7. Report with inline [source](url) citations + a Sources list at the end

Anti-Patterns (Avoid)

  • Using WebFetch on obviously heavy sites — Medium, Twitter, 小红书 will waste tokens or fail. Jump straight to L2/L3.
  • Launching headless Chrome instead of CDP attach — loses user's login state, triggers anti-bot, slow cold start.
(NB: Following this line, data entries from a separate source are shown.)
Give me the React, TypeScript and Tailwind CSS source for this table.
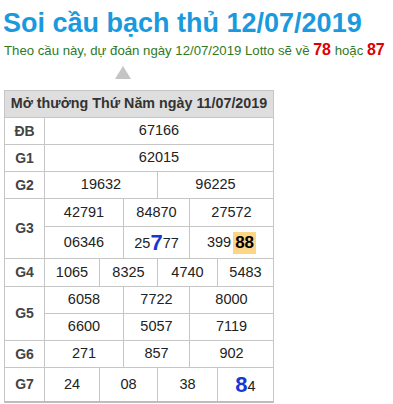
import React from "react";

const B = "border-[#c6c6c6]";

function Label({ children }: { children: React.ReactNode }) {
  return (
    <div className="w-[39px] shrink-0 flex items-center justify-center font-bold text-[14px] text-[#444]">
      {children}
    </div>
  );
}

function C({ w, children }: { w: string; children: React.ReactNode }) {
  return (
    <div className={`${w} shrink-0 flex items-center justify-center border-l border-[#c6c6c6] text-[14.5px] text-[#222]`}>
      {children}
    </div>
  );
}

export default function App() {
  return (
    <div className="bg-white w-[393px] h-[404px] overflow-hidden font-['Liberation_Sans',Arial,sans-serif] pl-[3px]">
      <h1 className="mt-[7px] text-[27px] leading-[32px] font-bold text-[#1a9ade]">
        Soi cầu bạch thủ 12/07/2019
      </h1>
      <p className="mt-[1px] ml-[1px] text-[13.2px] leading-[20px] text-[#2f7a1e] whitespace-nowrap">
        Theo cầu này, dự đoán ngày 12/07/2019 Lotto sẽ về{" "}
        <span className="text-[16px] leading-[20px] font-bold text-[#e00000]">78</span> hoặc{" "}
        <span className="text-[16px] leading-[20px] font-bold text-[#e00000]">87</span>
      </p>
      <div className="mt-[5px] ml-[112px] w-0 h-0 border-l-[8px] border-r-[8px] border-b-[13px] border-l-transparent border-r-transparent border-b-[#c4c4c4]" />
      <div className={`mt-[11px] ml-[1px] w-[270px] border-l border-r border-t border-b-2 ${B} border-b-[#bdbdbd]`}>
        <div className={`h-[27px] flex items-center justify-center bg-[#dedede] border-b ${B} font-bold text-[14.3px] text-[#333]`}>
          Mở thưởng Thứ Năm ngày 11/07/2019
        </div>
        <div className={`h-[27px] flex border-b ${B}`}>
          <Label>ĐB</Label>
          <C w="w-[229px]">67166</C>
        </div>
        <div className={`h-[27px] flex border-b ${B}`}>
          <Label>G1</Label>
          <C w="w-[229px]">62015</C>
        </div>
        <div className={`h-[27px] flex border-b ${B}`}>
          <Label>G2</Label>
          <C w="w-[113px]">19632</C>
          <C w="w-[116px]">96225</C>
        </div>
        <div className={`flex border-b ${B}`}>
          <Label>G3</Label>
          <div className="flex flex-col">
            <div className={`h-[28px] flex border-b ${B}`}>
              <C w="w-[79px]">42791</C>
              <C w="w-[66px]">84870</C>
              <C w="w-[84px]">27572</C>
            </div>
            <div className="h-[31px] flex">
              <C w="w-[79px]">06346</C>
              <C w="w-[66px]">
                <span className="pt-[3px]">25</span>
                <span className="text-[22px] font-bold text-[#1537d6] leading-none">7</span>
                <span className="pt-[3px]">77</span>
              </C>
              <C w="w-[84px]">
                <span>399</span>
                <span className="ml-[2px] px-[2px] h-[22px] flex items-center bg-[#fcd587] font-bold text-[17px] text-black">88</span>
              </C>
            </div>
          </div>
        </div>
        <div className={`h-[28px] flex border-b ${B}`}>
          <Label>G4</Label>
          <C w="w-[55px]">1065</C>
          <C w="w-[58px]">8325</C>
          <C w="w-[60px]">4740</C>
          <C w="w-[56px]">5483</C>
        </div>
        <div className={`flex border-b ${B}`}>
          <Label>G5</Label>
          <div className="flex flex-col">
            <div className={`h-[27px] flex border-b ${B}`}>
              <C w="w-[79px]">6058</C>
              <C w="w-[66px]">7722</C>
              <C w="w-[84px]">8000</C>
            </div>
            <div className="h-[26px] flex">
              <C w="w-[79px]">6600</C>
              <C w="w-[66px]">5057</C>
              <C w="w-[84px]">7119</C>
            </div>
          </div>
        </div>
        <div className={`h-[27px] flex border-b ${B}`}>
          <Label>G6</Label>
          <C w="w-[79px]">271</C>
          <C w="w-[66px]">857</C>
          <C w="w-[84px]">902</C>
        </div>
        <div className="h-[33px] flex">
          <Label>G7</Label>
          <C w="w-[55px]">24</C>
          <C w="w-[58px]">08</C>
          <C w="w-[60px]">38</C>
          <C w="w-[56px]">
            <span className="text-[22px] font-bold text-[#1537d6] leading-none">8</span>
            <span className="pt-[5px]">4</span>
          </C>
        </div>
      </div>
    </div>
  );
}
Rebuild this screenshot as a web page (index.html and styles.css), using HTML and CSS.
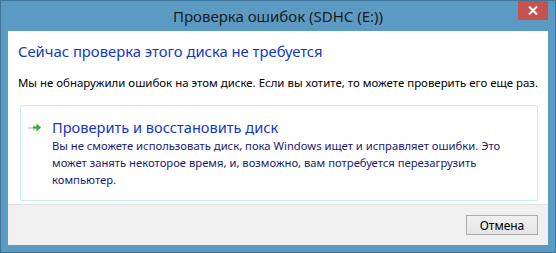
FILE: index.html
```html
<!DOCTYPE html>
<html lang="ru">

<head>
    <meta charset="UTF-8">
    <meta name="viewport" content="width=device-width, initial-scale=1.0">
    <title>Проверка ошибок</title>
    <link rel="stylesheet" href="styles.css">
</head>

<body>
    <div class="window">
        <div class="titlebar">
            <span></span>
            <div class="title">Проверка ошибок (SDHC (E:))</div>
            <button class="close" aria-label="Закрыть">
                <svg width="10" height="9" viewBox="0 0 10 9">
                    <path d="M1 0.5 L9 8.5 M9 0.5 L1 8.5" stroke="#fff" stroke-width="2"/>
                </svg>
            </button>
        </div>
        <div class="panel">
            <div class="main">
                <h1 class="instruction">Сейчас проверка этого диска не требуется</h1>
                <p class="message">Мы не обнаружили ошибок на этом диске. Если вы хотите, то можете проверить его еще раз.</p>
                <div class="command">
                    <svg class="arrow" width="14" height="10" viewBox="0 0 14 10">
                        <path d="M0 4 H5 V1 L9 5 L5 9 V6 H0 Z" fill="#d8d8d8"/>
                        <path d="M5 3.5 H8.5 V0.5 L13 4.5 L8.5 8.5 V5.5 H5 Z" fill="#1fb81f"/>
                    </svg>
                    <div class="command-text">
                        <div class="command-title">Проверить и восстановить диск</div>
                        <div class="command-note">Вы не сможете использовать диск, пока Windows ищет и исправляет ошибки. Это может занять некоторое время, и, возможно, вам потребуется перезагрузить компьютер.</div>
                    </div>
                </div>
            </div>
            <div class="footer">
                <button class="btn">Отмена</button>
            </div>
        </div>
    </div>
</body>

</html>
```

FILE: styles.css
```css
body {
    margin: 0;
    font-family: "Noto Sans", "Open Sans", sans-serif;
    background-color: #5b9bc3;
}

.window {
    height: 253px;
    box-sizing: border-box;
    border: 1px solid #3f7598;
    background-color: #5b9bc3;
    padding: 0 7px 7px 7px;
    display: flex;
    flex-direction: column;
}

.titlebar {
    height: 30px;
    display: grid;
    grid-template-columns: 1fr auto 1fr;
    align-items: start;
}

.title {
    font-size: 15px;
    line-height: 30px;
    color: #1a1a1a;
}

.close {
    justify-self: end;
    width: 30px;
    height: 19px;
    border: none;
    padding: 0;
    background-color: #c75050;
    display: flex;
    justify-content: center;
    align-items: center;
}

.panel {
    flex: 1;
    display: flex;
    flex-direction: column;
    background-color: #fff;
}

.main {
    flex: 1;
    padding: 0 10px;
}

.instruction {
    margin: 10px 0 0 0;
    font-size: 14.8px;
    font-weight: normal;
    line-height: 20px;
    color: #1537c4;
}

.message {
    margin: 14px -2px 0 0;
    font-size: 11.45px;
    line-height: 16px;
    color: #000;
    white-space: nowrap;
}

.command {
    margin: 14px 0 0 2px;
    border: 1px solid #c6ecf7;
    border-radius: 2px;
    height: 83px;
    padding: 11px 10px 0 7px;
    display: flex;
    gap: 10px;
}

.arrow {
    margin-top: 6px;
    flex-shrink: 0;
}

.command-title {
    font-size: 14.6px;
    line-height: 20px;
    color: #1537c4;
}

.command-note {
    font-size: 11.25px;
    line-height: 17px;
    color: #1a1a6e;
}

.footer {
    height: 41px;
    box-sizing: border-box;
    border-top: 1px solid #dfdfdf;
    background-color: #f0f0f0;
    display: flex;
    justify-content: flex-end;
    align-items: flex-start;
    padding: 10px 10px 0 0;
}

.btn {
    width: 72px;
    height: 20px;
    border: 1px solid #acacac;
    background: linear-gradient(#f0f0f0, #e5e5e5);
    font-family: inherit;
    font-size: 12px;
    color: #000;
    padding: 0;
}
```
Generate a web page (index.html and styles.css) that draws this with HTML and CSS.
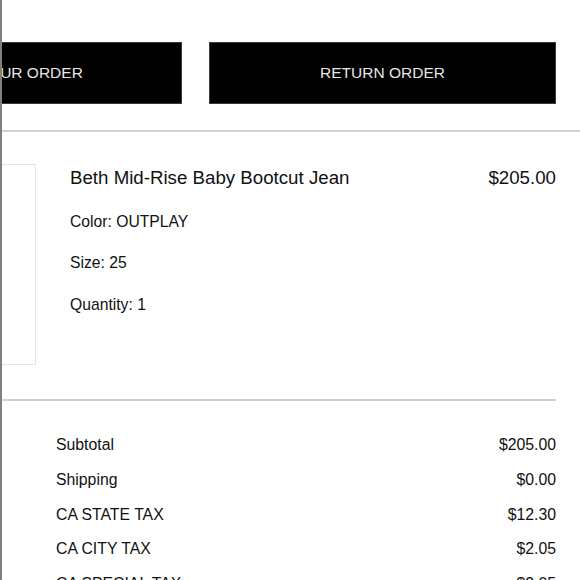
FILE: index.html
```html
<!DOCTYPE html>
<html lang="en">
<head>
<meta charset="utf-8">
<title>Order</title>
<link rel="stylesheet" href="styles.css">
</head>
<body>
<div class="page">
  <div class="content">
    <div class="actions">
      <a class="btn">VIEW YOUR ORDER</a>
      <a class="btn">RETURN ORDER</a>
    </div>
    <div class="rule rule-full"></div>
    <div class="item">
      <div class="thumb"></div>
      <div class="details">
        <div class="title-row">
          <span class="title">Beth Mid-Rise Baby Bootcut Jean</span>
          <span class="price">$205.00</span>
        </div>
        <div class="meta first">Color: OUTPLAY</div>
        <div class="meta">Size: 25</div>
        <div class="meta">Quantity: 1</div>
      </div>
    </div>
    <div class="rule"></div>
    <div class="summary">
      <div class="row"><span>Subtotal</span><span>$205.00</span></div>
      <div class="row"><span>Shipping</span><span>$0.00</span></div>
      <div class="row"><span>CA STATE TAX</span><span>$12.30</span></div>
      <div class="row"><span>CA CITY TAX</span><span>$2.05</span></div>
      <div class="row"><span>CA SPECIAL TAX</span><span>$2.05</span></div>
    </div>
  </div>
</div>
</body>
</html>
```

FILE: styles.css
```css
html, body {
  margin: 0;
  padding: 0;
  background: #fff;
}
body {
  font-family: "Liberation Sans", Arial, Helvetica, sans-serif;
  color: #111;
}
.page {
  height: 580px;
  overflow: hidden;
  border-left: 2px solid #808080;
}
.content {
  margin-left: -167px;
  width: 721px;
}
.actions {
  display: grid;
  grid-template-columns: 1fr 1fr;
  column-gap: 27px;
  padding-top: 42px;
}
.btn {
  display: flex;
  align-items: center;
  justify-content: center;
  height: 62px;
  background: #000;
  color: #e6e6e6;
  font-size: 15.5px;
  box-sizing: border-box;
  border: 1px solid #3a3a3a;
}
.rule {
  height: 2px;
  background: #d2d2d2;
}
.rule-full {
  margin-top: 26px;
  width: calc(100% + 24px);
}
.item {
  display: flex;
  margin-top: 32px;
  margin-bottom: 34px;
}
.thumb {
  width: 201px;
  height: 201px;
  box-sizing: border-box;
  border: 1px solid #e4e4e4;
  flex: none;
}
.details {
  flex: 1;
  margin-left: 34px;
  padding-top: 3px;
}
.title-row {
  display: flex;
  justify-content: space-between;
  font-size: 18.7px;
  line-height: 22px;
}
.meta {
  font-size: 15.7px;
  line-height: 20px;
  margin-top: 21.4px;
}
.meta.first {
  margin-top: 23px;
}
.summary {
  padding-top: 27px;
  padding-left: 221px;
}
.row {
  display: flex;
  justify-content: space-between;
  font-size: 15.8px;
  line-height: 34.8px;
}
```
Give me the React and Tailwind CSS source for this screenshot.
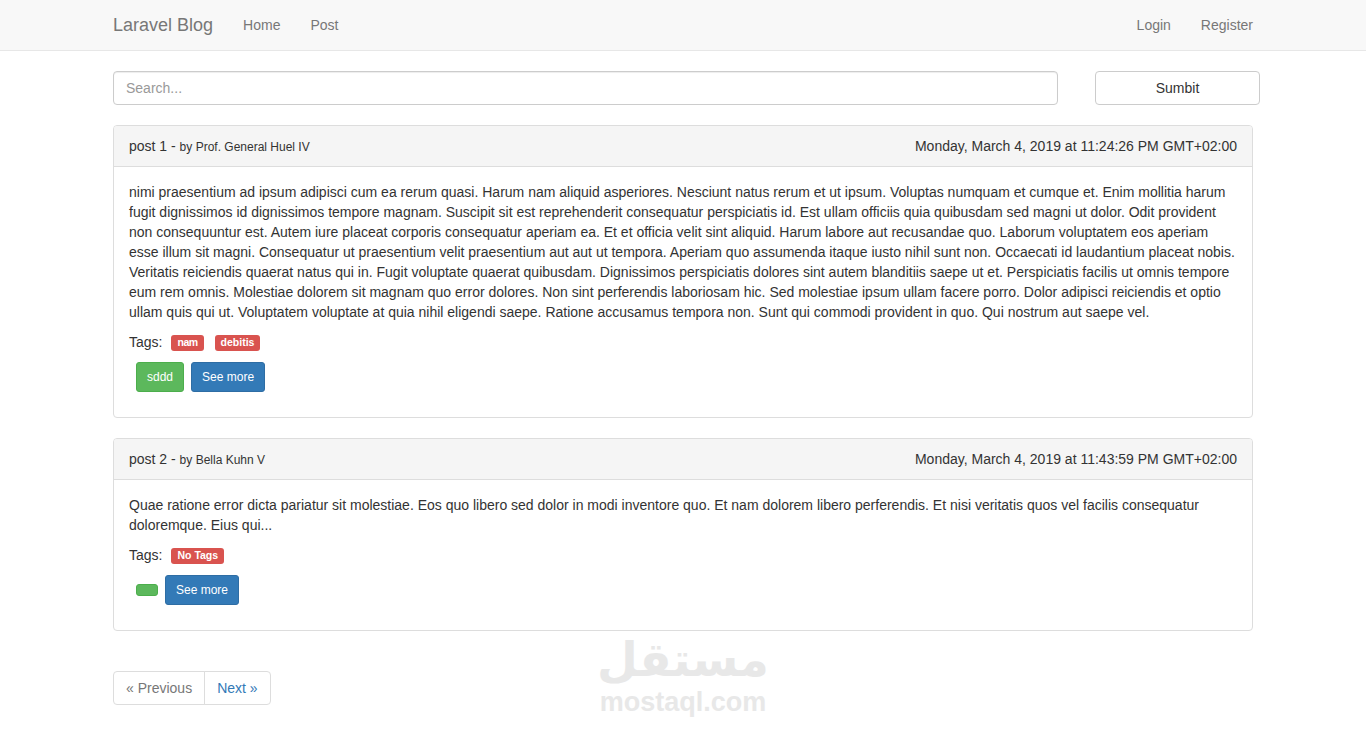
import React from 'react';

const post1Body =
  'nimi praesentium ad ipsum adipisci cum ea rerum quasi. Harum nam aliquid asperiores. Nesciunt natus rerum et ut ipsum. Voluptas numquam et cumque et. Enim mollitia harum fugit dignissimos id dignissimos tempore magnam. Suscipit sit est reprehenderit consequatur perspiciatis id. Est ullam officiis quia quibusdam sed magni ut dolor. Odit provident non consequuntur est. Autem iure placeat corporis consequatur aperiam ea. Et et officia velit sint aliquid. Harum labore aut recusandae quo. Laborum voluptatem eos aperiam esse illum sit magni. Consequatur ut praesentium velit praesentium aut aut ut tempora. Aperiam quo assumenda itaque iusto nihil sunt non. Occaecati id laudantium placeat nobis. Veritatis reiciendis quaerat natus qui in. Fugit voluptate quaerat quibusdam. Dignissimos perspiciatis dolores sint autem blanditiis saepe ut et. Perspiciatis facilis ut omnis tempore eum rem omnis. Molestiae dolorem sit magnam quo error dolores. Non sint perferendis laboriosam hic. Sed molestiae ipsum ullam facere porro. Dolor adipisci reiciendis et optio ullam quis qui ut. Voluptatem voluptate at quia nihil eligendi saepe. Ratione accusamus tempora non. Sunt qui commodi provident in quo. Qui nostrum aut saepe vel.';

const post2Body =
  'Quae ratione error dicta pariatur sit molestiae. Eos quo libero sed dolor in modi inventore quo. Et nam dolorem libero perferendis. Et nisi veritatis quos vel facilis consequatur doloremque. Eius qui...';

const posts = [
  {
    id: 1,
    author: 'Prof. General Huel IV',
    date: 'Monday, March 4, 2019 at 11:24:26 PM GMT+02:00',
    body: post1Body,
    tags: ['nam', 'debitis'],
    action: 'sddd',
  },
  {
    id: 2,
    author: 'Bella Kuhn V',
    date: 'Monday, March 4, 2019 at 11:43:59 PM GMT+02:00',
    body: post2Body,
    tags: [],
    action: '',
  },
];

function Label({ children, className = '' }) {
  return (
    <span
      className={`relative top-[1px] inline-block rounded-[3px] bg-[#d9534f] px-[6px] pt-[2px] pb-[3px] text-[10.5px] font-bold leading-[11px] text-white ${className}`}
    >
      {children}
    </span>
  );
}

function PostPanel({ post }) {
  return (
    <div className="mb-[20px] rounded-[4px] border border-[#ddd] bg-white">
      <div className="flex h-[41px] items-center justify-between rounded-t-[3px] border-b border-[#ddd] bg-[#f5f5f5] px-[15px]">
        <div className="text-[14px] leading-[20px] text-[#333]">
          post {post.id} - <span className="text-[12px] leading-none">by {post.author}</span>
        </div>
        <div className="text-[14px] leading-[20px] text-[#333]">{post.date}</div>
      </div>
      <div className="p-[15px]">
        <p className="mb-[10px] text-[14px] leading-[20px] text-[#333]">{post.body}</p>
        <div className="flex items-center text-[14px] leading-[20px] text-[#333]">
          <span>Tags:</span>
          {post.tags.length > 0 ? (
            post.tags.map((t, i) => (
              <Label key={t} className={i === 0 ? 'ml-[9px] tracking-[-0.5px]' : 'ml-[11px]'}>
                {t}
              </Label>
            ))
          ) : (
            <Label className="ml-[9px]">No Tags</Label>
          )}
        </div>
        <div className="mt-[10px] mb-[10px] flex items-center gap-[7px] pl-[7px]">
          <button className="rounded-[3px] border border-[#4cae4c] bg-[#5cb85c] px-[10px] py-[5px] text-[12px] leading-[18px] text-white">
            {post.action || <span className="block h-0" />}
          </button>
          <button className="rounded-[3px] border border-[#2e6da4] bg-[#337ab7] px-[10px] py-[5px] text-[12px] leading-[18px] text-white">
            See more
          </button>
        </div>
      </div>
    </div>
  );
}

function App() {
  return (
    <div className="relative min-h-[730px] bg-white font-['Liberation_Sans',Arial,sans-serif] text-[14px] text-[#333]">
      <nav className="h-[51px] border-b border-[#e7e7e7] bg-[#f8f8f8]">
        <div className="mx-auto flex h-[50px] w-[1170px] items-center px-[15px]">
          <span className="pr-[15px] text-[18px] leading-[20px] text-[#777]">Laravel Blog</span>
          <a className="px-[15px] text-[14px] leading-[20px] text-[#777]">Home</a>
          <a className="px-[15px] text-[14px] leading-[20px] text-[#777]">Post</a>
          <div className="ml-auto -mr-[15px] flex">
            <a className="px-[15px] text-[14px] leading-[20px] text-[#777]">Login</a>
            <a className="px-[15px] text-[14px] leading-[20px] text-[#777]">Register</a>
          </div>
        </div>
      </nav>

      <div className="mx-auto w-[1170px] px-[15px]">
        <div className="mt-[20px] mb-[20px] flex items-center justify-between -mr-[7px]">
          <input
            type="text"
            placeholder="Search..."
            className="h-[34px] w-[945px] rounded-[4px] border border-[#ccc] px-[12px] py-[6px] text-[14px] leading-[20px] text-[#555] shadow-[inset_0_1px_1px_rgba(0,0,0,0.075)] outline-none placeholder:text-[#999]"
          />
          <button className="h-[34px] w-[165px] rounded-[4px] border border-[#ccc] bg-white text-[14px] leading-[20px] text-[#333]">
            Sumbit
          </button>
        </div>

        {posts.map((p) => (
          <PostPanel key={p.id} post={p} />
        ))}

        <div className="mt-[40px] flex">
          <span className="rounded-l-[4px] border border-[#ddd] px-[12px] py-[6px] text-[14px] leading-[20px] text-[#777]">
            « Previous
          </span>
          <a className="-ml-px rounded-r-[4px] border border-[#ddd] px-[12px] py-[6px] text-[14px] leading-[20px] text-[#337ab7]">
            Next »
          </a>
        </div>
      </div>

      <div className="pointer-events-none absolute left-[600px] top-[630px] flex w-[166px] flex-col items-center text-[#e8e8e8]">
        <span className="font-['DejaVu_Sans',sans-serif] text-[47px] font-bold leading-[60px]">مستقل</span>
        <span className="font-['Liberation_Sans',Arial,sans-serif] text-[27px] font-bold leading-[24px]">mostaql.com</span>
      </div>
    </div>
  );
}

export default App;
Always use connect_over_cdp() to attach to the user's existing session.
  • Fetching one URL at a time when you need 5 — batch in a single message.
  • Trusting a single source — cross-check ≥ 2 sources for non-trivial claims.
  • Fetching the search result page itself — WebSearch already returns snippets; fetch the actual articles.
  • Ignoring the cache — WebFetch caches 15 min, reuse freely.
  • Scraping when an API exists — GitHub, npm, PyPI, Wikipedia all have JSON APIs.
  • Forgetting the year in time-sensitive queries — "best AI models" returns 2023 results; "best AI models 2026" returns current.
  • Hardcoding login credentials in scripts — always rely on the user's pre-logged CDP session.
  • Citing only after the fact — collect URLs as you fetch, not from memory afterwards.

Example Interaction

User: "帮我抓一下这条小红书笔记的内容:https://www.xiaohongshu.com/explore/abc123"

Agent workflow:

1. 识别 → 小红书是 L3 登录态站点
2. 检查 CDPcurl -s http://localhost:9222/json/version
   ├─ 失败 → 提示用户启动 Chrome 调试模式,终止
   └─ 成功 → 继续
3. Bash: python3 connect_over_cdp 脚本 → page.goto(url) → page.content()
4. BeautifulSoup 提取 h1 title、.note-content、.comments
5. 返回给用户时:
   - 引用原 URL
   - 若内容很长,用 Jina 清洗一遍节省 token
6. 告知用户:「已通过你的登录态抓取,原链接:[xhs](url)」

Installation Note

CDP features require Python + Playwright installed:

pip3 install playwright beautifulsoup4
python3 -m playwright install chromium  # only needed if user hasn't installed Chrome

If playwright is not installed when the user requests a login-gated site, run the install commands in Bash and explain you're setting up the browser automation dependency.